### Goal of the exercise:
Using the records that follow, reproduce exactly the lines starting at the line containing "Reproduce this table" and ending at the line containing "const gridLine = 'border-r". Include both end lines and no pictures.

### Exercise input:
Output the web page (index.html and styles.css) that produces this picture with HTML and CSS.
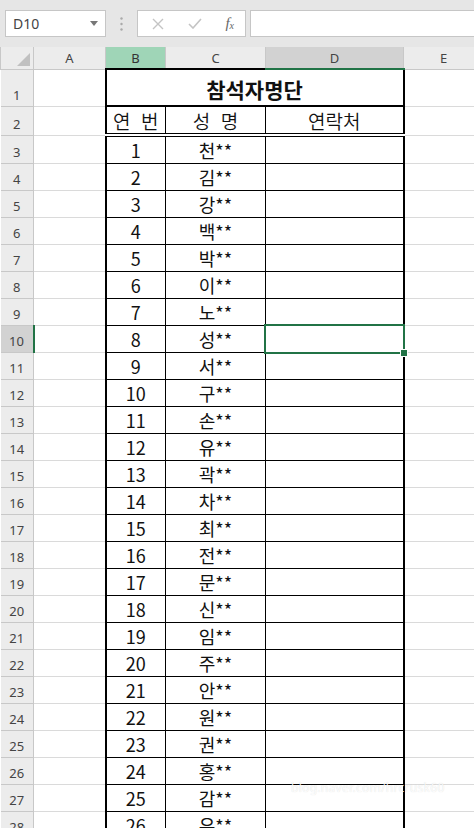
FILE: index.html
```html
<!DOCTYPE html>
<html lang="ko">
<head>
    <meta charset="UTF-8">
    <meta name="viewport" content="width=device-width, initial-scale=1.0">
    <title>참석자명단</title>
    <link rel="stylesheet" href="styles.css">
</head>
<body>

    <div class="toolbar">
        <div class="namebox">
            <span>D10</span>
            <svg class="dropdown" width="8" height="5" viewBox="0 0 8 5"><path d="M0 0h8L4 5z" fill="#777"/></svg>
        </div>
        <div class="grip">
            <svg width="3" height="14" viewBox="0 0 3 14"><circle cx="1.5" cy="1.5" r="1.2" fill="#aaa"/><circle cx="1.5" cy="7" r="1.2" fill="#aaa"/><circle cx="1.5" cy="12.5" r="1.2" fill="#aaa"/></svg>
        </div>
        <div class="fx-buttons">
            <svg width="12" height="12" viewBox="0 0 12 12"><path d="M1 1l10 10M11 1L1 11" stroke="#c4c4c4" stroke-width="1.4"/></svg>
            <svg width="14" height="11" viewBox="0 0 14 11"><path d="M1 6l4 4 8-9" stroke="#c4c4c4" stroke-width="1.6" fill="none"/></svg>
            <span class="fx">f<sub>x</sub></span>
        </div>
        <div class="formula"></div>
    </div>

    <table class="sheet">
        <colgroup>
            <col class="c-head">
            <col class="c-a">
            <col class="c-b">
            <col class="c-c">
            <col class="c-d">
            <col class="c-e">
        </colgroup>
        <thead>
            <tr>
                <th class="corner"><span class="tri"></span></th>
                <th>A</th>
                <th class="col-sel">B</th>
                <th>C</th>
                <th class="col-active">D</th>
                <th>E</th>
            </tr>
        </thead>
        <tbody>
            <tr class="r-title">
                <th>1</th><td></td>
                <td colspan="3" class="title">참석자명단</td>
                <td></td>
            </tr>
            <tr class="r-head">
                <th>2</th><td></td>
                <td class="t-left">연&nbsp;&nbsp;번</td><td class="t-mid">성&nbsp;&nbsp;명</td><td class="t-right">연락처</td>
                <td></td>
            </tr>
            <tr><th>3</th><td></td><td class="t-left">1</td><td class="t-mid">천**</td><td class="t-right"></td><td></td></tr>
            <tr><th>4</th><td></td><td class="t-left">2</td><td class="t-mid">김**</td><td class="t-right"></td><td></td></tr>
            <tr><th>5</th><td></td><td class="t-left">3</td><td class="t-mid">강**</td><td class="t-right"></td><td></td></tr>
            <tr><th>6</th><td></td><td class="t-left">4</td><td class="t-mid">백**</td><td class="t-right"></td><td></td></tr>
            <tr><th>7</th><td></td><td class="t-left">5</td><td class="t-mid">박**</td><td class="t-right"></td><td></td></tr>
            <tr><th>8</th><td></td><td class="t-left">6</td><td class="t-mid">이**</td><td class="t-right"></td><td></td></tr>
            <tr><th>9</th><td></td><td class="t-left">7</td><td class="t-mid">노**</td><td class="t-right"></td><td></td></tr>
            <tr><th class="row-active">10</th><td></td><td class="t-left">8</td><td class="t-mid">성**</td><td class="t-right selected"></td><td></td></tr>
            <tr><th>11</th><td></td><td class="t-left">9</td><td class="t-mid">서**</td><td class="t-right"></td><td></td></tr>
            <tr><th>12</th><td></td><td class="t-left">10</td><td class="t-mid">구**</td><td class="t-right"></td><td></td></tr>
            <tr><th>13</th><td></td><td class="t-left">11</td><td class="t-mid">손**</td><td class="t-right"></td><td></td></tr>
            <tr><th>14</th><td></td><td class="t-left">12</td><td class="t-mid">유**</td><td class="t-right"></td><td></td></tr>
            <tr><th>15</th><td></td><td class="t-left">13</td><td class="t-mid">곽**</td><td class="t-right"></td><td></td></tr>
            <tr><th>16</th><td></td><td class="t-left">14</td><td class="t-mid">차**</td><td class="t-right"></td><td></td></tr>
            <tr><th>17</th><td></td><td class="t-left">15</td><td class="t-mid">최**</td><td class="t-right"></td><td></td></tr>
            <tr><th>18</th><td></td><td class="t-left">16</td><td class="t-mid">전**</td><td class="t-right"></td><td></td></tr>
            <tr><th>19</th><td></td><td class="t-left">17</td><td class="t-mid">문**</td><td class="t-right"></td><td></td></tr>
            <tr><th>20</th><td></td><td class="t-left">18</td><td class="t-mid">신**</td><td class="t-right"></td><td></td></tr>
            <tr><th>21</th><td></td><td class="t-left">19</td><td class="t-mid">임**</td><td class="t-right"></td><td></td></tr>
            <tr><th>22</th><td></td><td class="t-left">20</td><td class="t-mid">주**</td><td class="t-right"></td><td></td></tr>
            <tr><th>23</th><td></td><td class="t-left">21</td><td class="t-mid">안**</td><td class="t-right"></td><td></td></tr>
            <tr><th>24</th><td></td><td class="t-left">22</td><td class="t-mid">원**</td><td class="t-right"></td><td></td></tr>
            <tr><th>25</th><td></td><td class="t-left">23</td><td class="t-mid">권**</td><td class="t-right"></td><td></td></tr>
            <tr><th>26</th><td></td><td class="t-left">24</td><td class="t-mid">홍**</td><td class="t-right"></td><td></td></tr>
            <tr><th>27</th><td></td><td class="t-left">25</td><td class="t-mid">감**</td><td class="t-right"></td><td></td></tr>
            <tr><th>28</th><td></td><td class="t-left">26</td><td class="t-mid">유**</td><td class="t-right"></td><td></td></tr>
        </tbody>
    </table>

    <div class="watermark">blog.naver.com/hrcrusk60</div>

</body>
</html>
```

FILE: styles.css
```css
body {
    margin: 0;
    width: 474px;
    height: 828px;
    overflow: hidden;
    background: #fff;
    font-family: "Noto Sans", "Noto Sans CJK KR", sans-serif;
    position: relative;
}

/* formula bar */
.toolbar {
    display: flex;
    align-items: flex-start;
    height: 47px;
    box-sizing: border-box;
    padding: 10px 0 0 5px;
    background: #e6e6e6;
}

.namebox {
    width: 101px;
    height: 27px;
    box-sizing: border-box;
    border: 1px solid #c6c6c6;
    background: #fff;
    display: flex;
    align-items: center;
    justify-content: space-between;
    padding: 0 7px 0 7px;
    font-size: 14px;
    color: #444;
}

.grip {
    width: 31px;
    height: 27px;
    display: flex;
    align-items: center;
    justify-content: center;
}

.fx-buttons {
    width: 109px;
    height: 27px;
    box-sizing: border-box;
    border: 1px solid #c6c6c6;
    background: #fff;
    display: flex;
    align-items: center;
    justify-content: space-between;
    padding: 0 11px 0 14px;
}

.fx {
    font-family: "Liberation Serif", serif;
    font-style: italic;
    font-size: 15px;
    color: #666;
}

.fx sub {
    font-size: 10px;
    vertical-align: -1px;
}

.formula {
    flex: 1;
    height: 27px;
    box-sizing: border-box;
    margin-left: 4px;
    border: 1px solid #c6c6c6;
    border-right: none;
    background: #fff;
}

/* grid */
.sheet {
    border-collapse: collapse;
    table-layout: fixed;
    width: 483px;
}

.c-head { width: 33px; }
.c-a { width: 72px; }
.c-b { width: 60px; }
.c-c { width: 100px; }
.c-d { width: 138px; }
.c-e { width: 80px; }

.sheet th {
    background: #ececec;
    color: #444;
    font-weight: normal;
    font-size: 13px;
    border: 1px solid #c8c8c8;
    padding: 0;
}

.sheet thead th {
    height: 21px;
    text-align: center;
    vertical-align: middle;
    border-top: none;
}

.sheet tbody th {
    text-align: center;
    vertical-align: bottom;
    line-height: 22px;
    border-left: none;
}

.sheet thead th.col-sel {
    background: #9fd5b7;
    color: #333;
}

.sheet thead th.col-active {
    background: #d2d2d2;
    border-bottom: 2px solid #217346;
}

.sheet tbody th.row-active {
    background: #d2d2d2;
    border-right: 2px solid #217346;
}

.corner {
    position: relative;
}

.tri {
    position: absolute;
    right: 3px;
    bottom: 3px;
    width: 0;
    height: 0;
    border-left: 13px solid transparent;
    border-bottom: 13px solid #c0c0c0;
}

.sheet td {
    height: 26px;
    border: 1px solid #dadada;
    padding: 0;
    text-align: center;
    vertical-align: bottom;
    font-family: "Noto Sans CJK KR", sans-serif;
    font-size: 18px;
    line-height: 25px;
    color: #111;
    white-space: nowrap;
}

.sheet tr.r-title td { height: 35px; }
.sheet tr.r-head td { height: 26px; }

.sheet td.title {
    font-weight: bold;
    font-size: 21px;
    line-height: 32px;
    border: 2px solid #000;
}

.sheet td.t-left {
    border: 1px solid #000;
    border-left: 2px solid #000;
}

.sheet td.t-mid {
    border: 1px solid #000;
}

.sheet td.t-right {
    border: 1px solid #000;
    border-right: 2px solid #000;
}

.sheet tr.r-head td.t-left,
.sheet tr.r-head td.t-mid,
.sheet tr.r-head td.t-right {
    border-bottom: 4px double #000;
    font-size: 19px;
    font-weight: 350;
}

.selected {
    position: relative;
}

.selected::after {
    content: '';
    position: absolute;
    left: -2px;
    top: -2px;
    right: -2px;
    bottom: -2px;
    border: 2px solid #217346;
}

.selected::before {
    content: '';
    position: absolute;
    right: -5px;
    bottom: -5px;
    width: 6px;
    height: 6px;
    background: #217346;
    border: 1px solid #fff;
    z-index: 1;
}

.watermark {
    position: absolute;
    left: 291px;
    top: 779px;
    font-size: 12px;
    color: rgba(255, 255, 255, 0.9);
    text-shadow: 0 0 1px rgba(0, 0, 0, 0.15);
    letter-spacing: 0.3px;
}
```
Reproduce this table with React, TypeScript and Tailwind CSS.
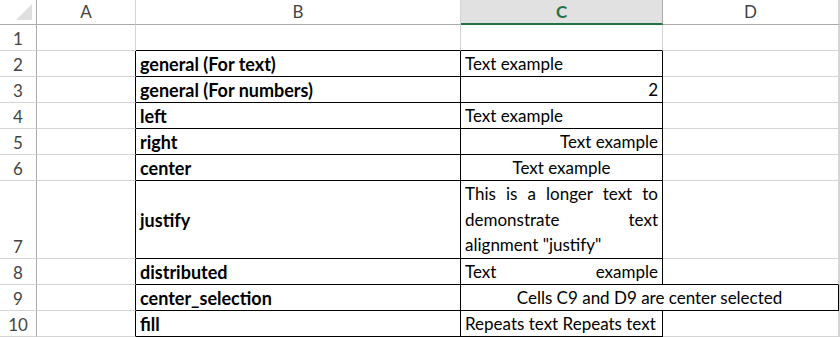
import React from 'react'

// cell kinds: column B labels are bold, column C holds the alignment demo
interface RowProps {
  n: number,
  h: string,
  label: string,
  body: React.ReactNode,
}

const grid = 'grid grid-cols-[37px_99px_325px_202px_176px_1fr]'
const gridLine = 'border-r border-b border-[#d4d4d4]'

function Header() {
  const cols = ['A', 'B', 'C', 'D', '']
  return (
    <div className={`${grid} h-[25px]`}>
      <div className="relative border-r border-b border-[#ababab]">
        <svg className="absolute right-[4px] bottom-[4px]" width="16" height="16" viewBox="0 0 16 16">
          <polygon points="16,0 16,16 0,16" fill="#dfdfdf" />
        </svg>
      </div>
      {cols.map(c =>
        c === 'C' ? (
          <div key={c} className="flex items-center justify-center bg-[#e1e1e1] border-r border-[#ababab] border-b-2 border-b-[#217346] font-bold text-[#217346]">
            {c}
          </div>
        ) : (
          <div key={c} className="flex items-center justify-center border-r border-[#d4d4d4] border-b border-b-[#ababab] text-[#444444]">
            {c}
          </div>
        )
      )}
    </div>
  )
}

function Row({n, h, label, body}: RowProps) {
  const boxed = n >= 2
  return (
    <div className={`${grid} ${h}`}>
      <div className="flex items-end justify-center pb-[1px] border-r border-b border-r-[#ababab] border-b-[#d4d4d4] text-[#444444]">
        {n}
      </div>
      <div className={boxed ? 'border-b border-b-[#d4d4d4] border-r border-r-black' : gridLine}></div>
      <div className={`flex items-center pl-[4px] font-bold text-[18px] border-r border-b ${boxed ? 'border-black' : 'border-r-[#d4d4d4] border-b-black'}`}>
        {label}
      </div>
      {body}
      {n !== 9 && <div className={n === 8 ? 'border-r border-r-[#d4d4d4] border-b border-b-black' : gridLine}></div>}
      <div className={gridLine}></div>
    </div>
  )
}

const cBox = 'border-r border-b border-black px-[4px] flex items-center'

export default function App() {
  const rows: RowProps[] = [
    {n: 1, h: 'h-[26px]', label: '', body: <div className={`${gridLine} border-b-black`}></div>},
    {n: 2, h: 'h-[26px]', label: 'general (For text)', body: <div className={cBox}>Text example</div>},
    {n: 3, h: 'h-[26px]', label: 'general (For numbers)', body: <div className={`${cBox} justify-end`}>2</div>},
    {n: 4, h: 'h-[26px]', label: 'left', body: <div className={cBox}>Text example</div>},
    {n: 5, h: 'h-[26px]', label: 'right', body: <div className={`${cBox} justify-end`}>Text example</div>},
    {n: 6, h: 'h-[26px]', label: 'center', body: <div className={`${cBox} justify-center`}>Text example</div>},
    {n: 7, h: 'h-[78px]', label: 'justify', body: (
      <div className="border-r border-b border-black px-[4px] flex flex-col justify-start leading-[25.6px]">
        <div className="text-justify [text-align-last:justify]">This is a longer text to</div>
        <div className="text-justify [text-align-last:justify]">demonstrate text</div>
        <div>alignment "justify"</div>
      </div>
    )},
    {n: 8, h: 'h-[26px]', label: 'distributed', body: <div className={`${cBox} justify-between`}><span>Text</span><span>example</span></div>},
    {n: 9, h: 'h-[26px]', label: 'center_selection', body: <div className={`${cBox} col-span-2 justify-center`}>Cells C9 and D9 are center selected</div>},
    {n: 10, h: 'h-[26px]', label: 'fill', body: <div className={cBox}>Repeats text Repeats text</div>},
  ]

  return (
    <div className="w-[840px] h-[337px] overflow-hidden bg-white text-black text-[17px] leading-[20px] font-['Lato',sans-serif]">
      <Header />
      {rows.map(r => <Row key={r.n} {...r} />)}
    </div>
  )
}
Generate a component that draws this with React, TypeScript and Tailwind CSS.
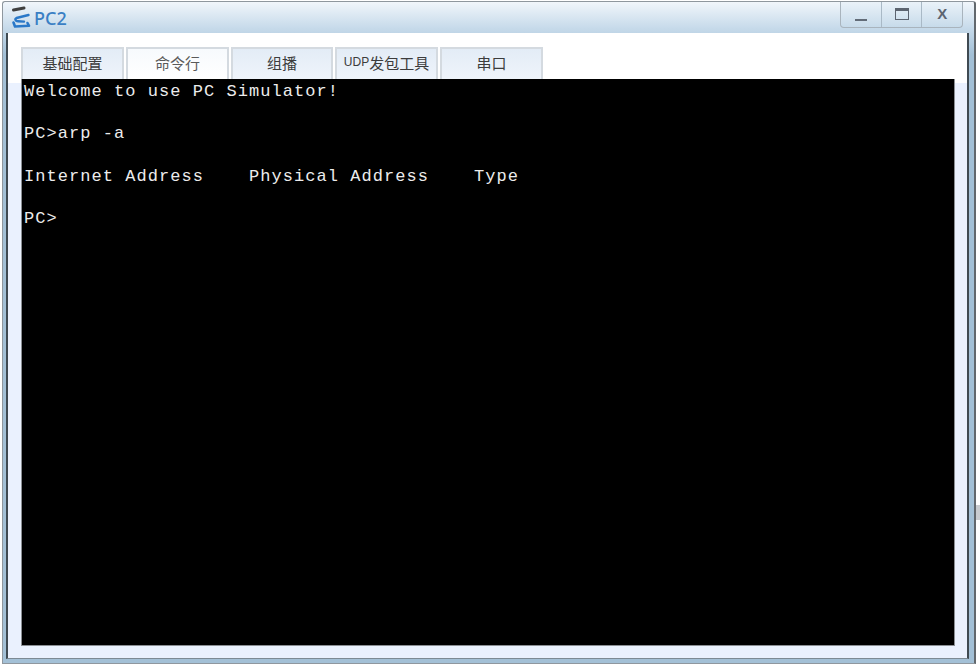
const tabs = [
  { label: "基础配置", w: "w-[103px]", active: false, color: "text-[#3c3c3c]" },
  { label: "命令行", w: "w-[103px]", active: true, color: "text-[#5a5a5a]" },
  { label: "组播", w: "w-[102px]", active: false, color: "text-[#3c3c3c]" },
  { label: "发包工具", prefix: "UDP", w: "w-[103px]", active: false, color: "text-[#3c3c3c]" },
  { label: "串口", w: "w-[103px]", active: false, color: "text-[#3c3c3c]" },
];

const lines = [
  "Welcome to use PC Simulator!",
  " ",
  "PC>arp -a",
  " ",
  "Internet Address    Physical Address    Type",
  " ",
  "PC>",
];

function Logo() {
  return (
    <svg width="22" height="24" viewBox="0 0 22 24" className="shrink-0">
      <path d="M2.5 4 L13 2" stroke="#3f3f3f" strokeWidth="3" strokeLinecap="round" fill="none" />
      <path d="M17.5 9 L5.5 12 C3.5 13 4.5 15 7 15.2 L13 15.6" stroke="#2a78c8" strokeWidth="2.4" fill="none" strokeLinecap="round" strokeLinejoin="round" />
      <path d="M2.5 16.5 L4 20.5 L18 19.8 L16.5 17" stroke="#2a78c8" strokeWidth="2.6" fill="none" strokeLinecap="round" strokeLinejoin="round" />
    </svg>
  );
}

export default function App() {
  return (
    <div className="w-[980px] h-[668px] bg-white pt-px pl-0.5 relative overflow-hidden">
      <div className="w-[974px] h-[663px] flex flex-col border border-[#8f979e] border-r-2 border-r-[#62686d] rounded-t-[3px] bg-[#a9c4d9] bg-gradient-to-b from-[#f1f6fb] via-[#c6daea] to-[#a3c0d6] to-[8%] via-[4%]">
        <div className="h-[31px] shrink-0 flex items-start justify-between pl-[8px] pr-[11px]">
          <div className="flex items-center h-[31px]">
            <Logo />
            <span className="text-[18px] font-medium font-['Noto_Sans',sans-serif] text-[#3a7fc4] leading-none ml-[1px] mt-[1px]">PC2</span>
          </div>
          <div className="flex h-[26px] w-[123px] border-x border-b border-[#a9b4bd] rounded-b-[4px] bg-gradient-to-b from-[#eaf2f9] to-[#c7dbea]">
            <div className="flex-1 flex items-center justify-center border-r border-[#a9b9c6]">
              <div className="w-[12px] h-[2px] bg-[#626c78] mt-[10px]" />
            </div>
            <div className="flex-1 flex items-center justify-center border-r border-[#a9b9c6]">
              <div className="w-[14px] h-[12px] border border-[#5c6470] border-t-[3px] mb-[2px]" />
            </div>
            <div className="flex-1 flex items-center justify-center">
              <span className="text-[15px] font-bold font-['Liberation_Sans',sans-serif] text-[#5c6470] leading-none mb-[2px]">X</span>
            </div>
          </div>
        </div>
        <div className="flex-1 ml-[3px] mr-[5px] mb-[4px] border-l-2 border-r-2 border-[#3f4a52] border-b border-b-[#7d8a94] bg-gradient-to-b from-white from-[8%] to-[#eaf1fe] to-[8%] pt-[14px] pl-[13px] pr-[12px] pb-[12px] flex flex-col">
          <div className="flex gap-[2px] h-[32px] shrink-0">
            {tabs.map((t) => (
              <div
                key={t.label}
                className={`${t.w} flex items-center justify-center pb-[4px] border-2 border-b-0 border-[#d4dae0] text-[15px] leading-none font-['Noto_Sans_CJK_SC','Liberation_Sans',sans-serif] ${t.color} ${
                  t.active ? "bg-gradient-to-b from-[#f7fafd] to-white" : "bg-gradient-to-b from-[#e3ecf6] to-[#eff4fb]"
                }`}
              >
                {t.prefix ? <span className="text-[12px] font-['Liberation_Sans',sans-serif]">{t.prefix}</span> : null}
                {t.label}
              </div>
            ))}
          </div>
          <div className="flex-1 bg-black border-l border-b border-r border-[#8b8f94] pl-[2px] pt-[2px] font-['Liberation_Mono',monospace] text-[#ececec] text-[17px] tracking-[1.05px] leading-[21.2px] whitespace-pre">
            {lines.map((l, i) => (
              <div key={i} className="h-[21.2px]">{l}</div>
            ))}
          </div>
        </div>
      </div>
      <div className="absolute right-0 top-[505px] w-[4px] h-[15px] bg-[#c9ccd0]" />
    </div>
  );
}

### In response:
Reproduce this table with React, TypeScript and Tailwind CSS.
import React from 'react'

// cell kinds: column B labels are bold, column C holds the alignment demo
interface RowProps {
  n: number,
  h: string,
  label: string,
  body: React.ReactNode,
}

const grid = 'grid grid-cols-[37px_99px_325px_202px_176px_1fr]'
const gridLine = 'border-r border-b border-[#d4d4d4]'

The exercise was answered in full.